In terms of repairs required by fire tenders, sources informed Dawn that the city government recently paid a substantial sum to a private workshop for repairing fire tenders. “The money appears to have gone down the drain,” they remarked.
They also pointed out that hosepipes, a basic necessity for any fire fighting operation, are in poor repair. Many of them are punctured or fall short during an operation. As a result, fire tenders have to be called from other fire stations when, in fact, the strength of only one station is required.
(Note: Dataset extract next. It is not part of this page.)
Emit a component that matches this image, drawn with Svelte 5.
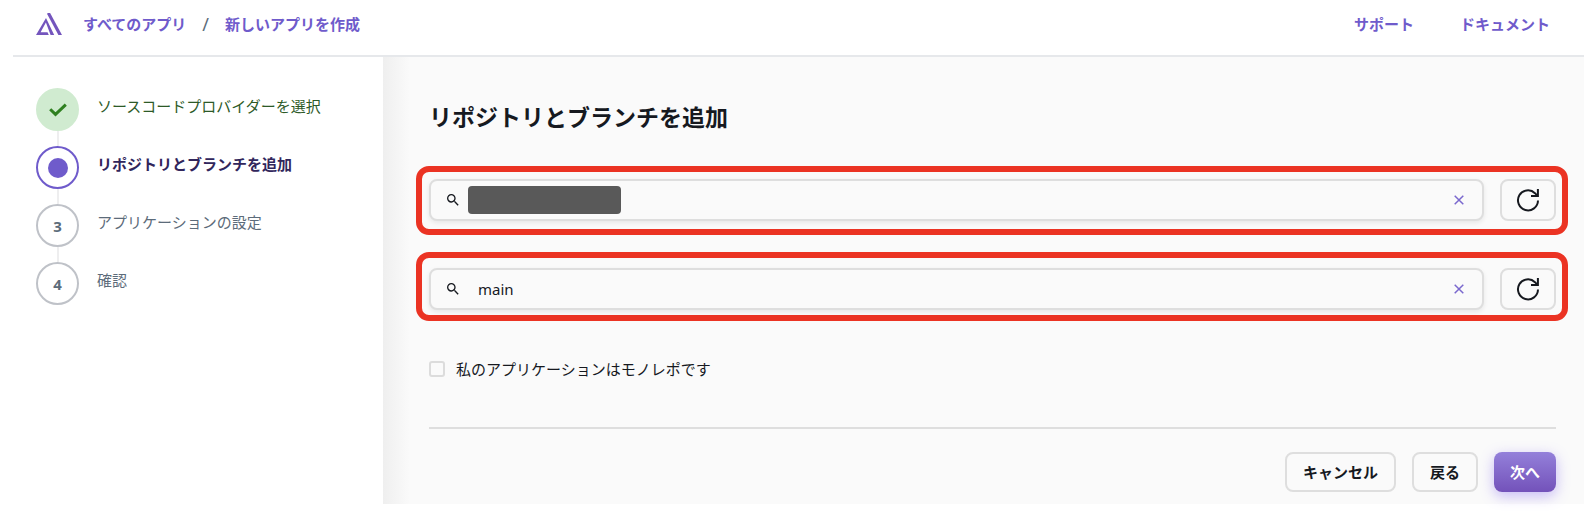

There ten fire stations in the city with associated residential housing colonies for firemen and fire officers. Increasingly, however, firemen are being posted to stations other than where they live; for example, a man living in the Nazimabad fire station quarters is posted to the Landhi fire station or vice versa. As a result, crucial time is lost in commuting.
The fire department is critically short of technical equipment and manpower. The fire tenders have outlived their usefulness while there are collectively only ten station fire officers in the 21 fire stations across the city. Despite this shortage, however, a former chief fire officer (CFO) and a station fire officer recently opted for employment in PPL against lien obtained from the fire department. This growing trend, remarked a fire officer, shows the depth of the frustration within the department.